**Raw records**
####################

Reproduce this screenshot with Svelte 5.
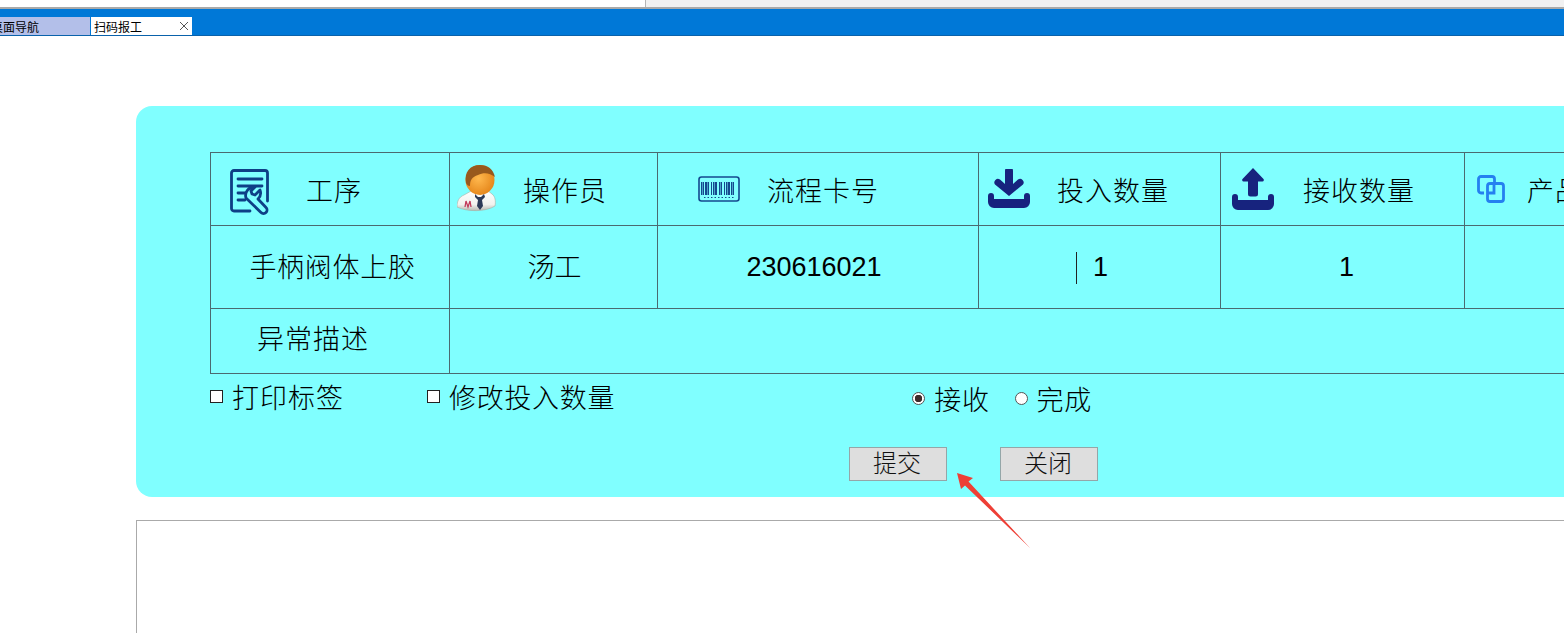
<script>
  const heads = [
    { icon: 'tool', label: '工序', pad: 19, gap: 34 },
    { icon: 'user', label: '操作员', pad: 7, gap: 26 },
    { icon: 'code', label: '流程卡号', pad: 40, gap: 27 },
    { icon: 'down', label: '投入数量', pad: 9, gap: 27 },
    { icon: 'up', label: '接收数量', pad: 11, gap: 29 },
    { icon: 'link', label: '产品', pad: 12, gap: 22 }
  ];
  const bars = [3, 5, 7, 8, 10, 13, 15, 17, 18, 21, 23, 26, 28, 30, 31, 33, 35];
</script>

<div class="page">
  <div class="top"><div class="top-right"></div></div>
  <div class="tabbar">
    <div class="tab off"><span>桌面导航</span></div>
    <div class="tab on">
      <span>扫码报工</span>
      <svg width="10" height="10" viewBox="0 0 10 10" stroke="#555" fill="none"><path d="M1 1l8 8M9 1l-8 8"/></svg>
    </div>
  </div>

  <div class="panel">
    <div class="grid">
      {#each heads as h (h.label)}
        <div class="cell head" style="padding-left:{h.pad}px;gap:{h.gap}px">
          {#if h.icon === 'tool'}
            <svg class="low" width="42" height="46" viewBox="0 0 42 46" fill="none" stroke="#0e3f86" stroke-width="2.800" stroke-linecap="round" stroke-linejoin="round">
              <path d="M20 42H4a2.500 2.500 0 0 1-2.500-2.500V4A2.500 2.500 0 0 1 4 1.500h31A2.500 2.500 0 0 1 37.500 4v28"/>
              <path d="M8 10h24M8 17h24M8 24h7M8 31h7"/>
              <path d="M25 18a8.500 8.500 0 0 0-9 11L31 43.500a3.500 3.500 0 0 0 5-5L28 30a8.500 8.500 0 0 0 2-9l-5 5-3-1-1-3z"/>
            </svg>
          {:else if h.icon === 'user'}
            <svg width="40" height="48" viewBox="0 0 40 48">
              <defs>
                <radialGradient id="face" cx="0.45" cy="0.45" r="0.7"><stop offset="0" stop-color="#ffb84e"/><stop offset="1" stop-color="#e07c10"/></radialGradient>
                <linearGradient id="coat" x1="0" y1="0" x2="0" y2="1"><stop offset="0" stop-color="#fff"/><stop offset="0.7" stop-color="#f2f2ee"/><stop offset="1" stop-color="#b9b9b2"/></linearGradient>
              </defs>
              <path d="M0 42c0-6 2-10 7-12l9-5h14l5 4c3 2 4 7 3 12-9 6-28 6-38 1z" fill="url(#coat)" stroke="#a8b0a4" stroke-width=".6"/>
              <ellipse cx="23" cy="15" rx="14.500" ry="15" fill="url(#face)"/>
              <path d="M9 18C7 7 13 0 23 0c8 0 13 4 15 12-5-4-11-5-17-2-6 2-8 5-8 11-2 0-3-1-4-3z" fill="#98591d"/>
              <path d="M18 29l3 3h3l3-3 1 3-3 3 1 6-3 4-3-4 1-6-3-3z" fill="#2c3a57"/>
              <path d="M8 42l1-6 2 6 2-6 1 6" fill="none" stroke="#c23a5a" stroke-width="1.300"/>
            </svg>
          {:else if h.icon === 'code'}
            <svg width="42" height="26" viewBox="0 0 42 26" fill="none">
              <rect x="1" y="1" width="40" height="24" rx="2.500" stroke="#14498f" stroke-width="1.600"/>
              {#each bars as b, i (b)}
                <rect x={b} y="6" width={i % 3 === 0 ? 1.500 : 1} height="13" fill="#14498f"/>
              {/each}
              <path d="M6 21.500h30" stroke="#14498f" stroke-dasharray="1.500 2"/>
            </svg>
          {:else if h.icon === 'down'}
            <svg width="42" height="40" viewBox="0 0 42 40" fill="#17237e">
              <path d="M17 2a4 4 0 0 1 8 0v13l5-4.500a3.600 3.600 0 0 1 5 5L21 27 7 15.500a3.600 3.600 0 0 1 5-5l5 4.500z"/>
              <path d="M0 27a3 3 0 0 1 6 0v3h30v-3a3 3 0 0 1 6 0v6a6 6 0 0 1-6 6H6a6 6 0 0 1-6-6z"/>
            </svg>
          {:else if h.icon === 'up'}
            <svg width="42" height="42" viewBox="0 0 42 42" fill="#17237e">
              <path d="M21 0l10.500 11a1.500 1.500 0 0 1-1 2.500H26V26a2.500 2.500 0 0 1-2.500 2.500h-5A2.500 2.500 0 0 1 16 26V13.500h-4.500a1.500 1.500 0 0 1-1-2.500z"/>
              <path d="M0 29a3 3 0 0 1 6 0v3h30v-3a3 3 0 0 1 6 0v7a6 6 0 0 1-6 6H6a6 6 0 0 1-6-6z"/>
            </svg>
          {:else}
            <svg width="28" height="28" viewBox="0 0 28 28" fill="none" stroke="#2580f0" stroke-width="2.800">
              <path d="M7 18H4a2.500 2.500 0 0 1-2.500-2.500V4A2.500 2.500 0 0 1 4 1.500h11A2.500 2.500 0 0 1 17.500 4v3"/>
              <path d="M13 8.500h11a2.500 2.500 0 0 1 2.500 2.500v13a2.500 2.500 0 0 1-2.500 2.500H13a2.500 2.500 0 0 1-2.500-2.500V11A2.500 2.500 0 0 1 13 8.500z"/>
              <path d="M11 18h6V9"/>
            </svg>
          {/if}
          <span class="cjk spaced">{h.label}</span>
        </div>
      {/each}

      <div class="cell val lift"><span class="cjk loose">手柄阀体上胶</span></div>
      <div class="cell val lift-s"><span class="cjk">汤工</span></div>
      <div class="cell val left-s"><span class="num">230616021</span></div>
      <div class="cell val right-s"><span class="caret"></span><span class="num">1</span></div>
      <div class="cell val shift"><span class="num">1</span></div>
      <div class="cell val"></div>

      <div class="cell note"><span class="cjk spaced">异常描述</span></div>
      <div class="cell wide"></div>
    </div>

    <div class="opts">
      <label class="opt"><input type="checkbox" /><span class="cjk spaced">打印标签</span></label>
      <label class="opt second"><input type="checkbox" /><span class="cjk loose">修改投入数量</span></label>
      <div class="radios">
        <label class="opt"><input type="radio" name="st" checked /><span class="cjk loose">接收</span></label>
        <label class="opt"><input type="radio" name="st" /><span class="cjk loose">完成</span></label>
      </div>
    </div>

    <div class="btns">
      <button>提交</button>
      <button>关闭</button>
    </div>
  </div>

  <div class="output"></div>

  <svg class="arrow" width="80" height="82" viewBox="0 0 80 82">
    <path d="M0 3L16 8L11.500 11.500L73 78L8 15.500L4 19z" fill="#ee3f36"/>
  </svg>
</div>

<style>
  :global(body) { margin: 0; background: #fff; }
  .page {
    position: relative; width: 1564px; height: 633px; overflow: hidden;
    background: #fff; font-family: "Liberation Sans", "Noto Sans CJK SC", sans-serif; color: #000;
  }
  .cjk { font-family: "Noto Sans CJK SC", sans-serif; font-weight: 300; font-size: 27px; line-height: 1; white-space: nowrap; }
  .spaced { letter-spacing: 1px; }
  .loose { letter-spacing: 0.7px; }
  .num { font-family: "Liberation Sans", sans-serif; font-size: 27px; line-height: 1; }

  .top { height: 7px; border-bottom: 2px solid #a9a9a9; display: flex; justify-content: flex-end; }
  .top-right { width: 918px; background: #f1f1f1; border-left: 1px solid #b5b5b5; }

  .tabbar {
    height: 26px; background: #0078d7; border-bottom: 1px solid #0a62ab;
    display: flex; align-items: flex-end; gap: 1px;
  }
  .tab { height: 18px; font-family: "Noto Sans CJK SC", sans-serif; font-size: 12px; line-height: 19px; overflow: hidden; white-space: nowrap; }
  .tab.off { width: 90px; background: #b3bfe9; }
  .tab.off span { margin-left: -9px; display: block; }
  .tab.on {
    width: 101px; background: #fff; padding: 0 3px; box-sizing: border-box;
    display: flex; justify-content: space-between; align-items: center;
  }

  .panel {
    margin: 70px 0 0 136px; width: 1500px; height: 391px; box-sizing: border-box;
    padding: 46px 0 0 74px; background: #80ffff; border-radius: 16px;
  }
  .grid {
    display: grid; width: 1426px;
    grid-template-columns: 239px 208px 321px 242px 244px 1fr;
    grid-template-rows: 73px 83px 65px;
    border-top: 1px solid #4b6a70; border-left: 1px solid #4b6a70;
  }
  .cell {
    border-right: 1px solid #4b6a70; border-bottom: 1px solid #4b6a70; box-sizing: border-box;
    display: flex; align-items: center; min-width: 0; overflow: hidden;
  }
  .low { margin-top: 5px; flex: none; }
  .val { justify-content: center; position: relative; }
  .note { padding: 0 0 8px 46px; }
  .wide { grid-column: 2 / -1; }
  .lift { padding: 0 0 4px 5px; }
  .lift-s { padding: 0 0 3px 2px; }
  .left-s { padding-right: 8px; }
  .right-s { padding-left: 2px; }
  .shift { padding-left: 8px; }
  .caret { position: absolute; left: 97px; top: 26px; width: 1px; height: 32px; background: #222; }

  .opts { display: flex; height: 50px; align-items: flex-start; padding-top: 9px; box-sizing: border-box; }
  .opt { display: flex; align-items: center; gap: 9px; }
  .second { margin-left: 83px; }
  .radios { display: flex; gap: 25px; margin-left: 297px; margin-top: 2px; }
  input {
    appearance: none; margin: 0; width: 13px; height: 13px; flex: none;
    border: 1px solid #222; background: #fff; box-sizing: border-box;
  }
  input[type="radio"] { border-radius: 50%; border-color: #555; }
  input[type="radio"]:checked { background: radial-gradient(circle, #3d2b2b 0 3.500px, #fff 4px); }

  .btns { display: flex; gap: 53px; margin: 23px 0 0 639px; }
  button {
    width: 98px; height: 34px; padding: 0 2px 5px 0; background: #dedede; border: 1px solid #94a6a8;
    font-family: "Noto Sans CJK SC", sans-serif; font-weight: 300; font-size: 24px; line-height: 1; color: #111;
  }

  .output {
    margin: 23px 0 0 136px; width: 1500px; height: 200px;
    border: 1px solid #aaa; box-sizing: border-box; background: #fff;
  }
  .arrow { position: absolute; left: 957px; top: 470px; }
</style>
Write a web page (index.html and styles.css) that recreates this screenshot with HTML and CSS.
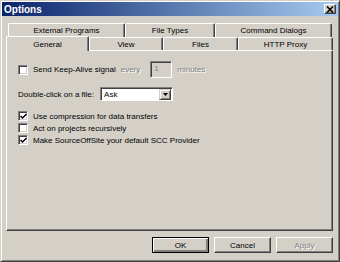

####################

**Given request**
Scan the listing above for the word "page" and copy every line that holds it.

**Task answer**
<div class="page">
  .page {
Write a web page (index.html and styles.css) that recreates this screenshot with HTML and CSS.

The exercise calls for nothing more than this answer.